Kyllikki Zacharias, Leiterin der Sammlung Scharf-Gerstenberg und Co-Kuratorin der Ausstellung:
"Louise Lawler hat im Museum abstrakte Werke von Donald Judd ohne künstliche Beleuchtung nachts im Museum über mehrere Stunden fotografiert, und das ist eigentlich eine abstrakte Form des unheimlichen Raumes, der sich auftut in unserer Ausstellung. 'Die Phantome der Nacht' - das ist ja Plural, damit ist ja nicht nur 'Nosferatu' gemeint, sondern auch das Phantomatische an sich und auch das phantomhafte der bewegten Bilder des Kinos, denn das Kino ist ja im Grunde ein phantomhaftes Genre."
Albin Graus großartige Entwürfe für den Film und seine Werbekampagne
Besonders eindrucksvoll ist eine Fülle von Entwurfszeichnungen und Werbematerialien aus dem Nachlass von Albin Grau, für den der Film damals eine echte Herzensangelegenheit war.

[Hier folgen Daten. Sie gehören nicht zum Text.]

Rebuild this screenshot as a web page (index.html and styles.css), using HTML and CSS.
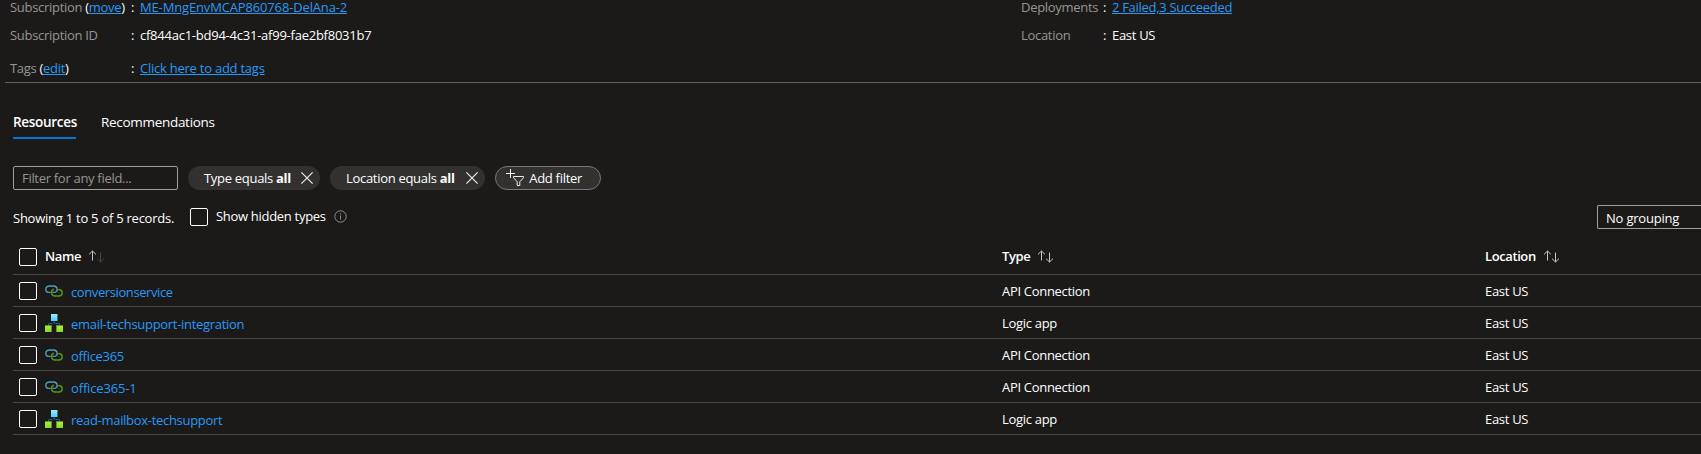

Frank Schmidt: "Grau war nicht nur Produzent, sondern auch Ausstatter des Films, er hat die komplette Werbekampagne des Films entworfen. Wir sehen in der Ausstellung zum Beispiel Originalplakate, Entwürfe für vier große Berliner Plätze. Und für jeden Platz gab es einen eigenen Plakatentwurf. Diese Plakate sind wunderschön, auch in ihrem Aufbau und in ihrer Farbigkeit."
Allein die wunderbaren, expressionistischen Entwürfe von Albin Grau sind schon ein gewichtiger Grund, diese vielschichtige Ausstellung zu besuchen.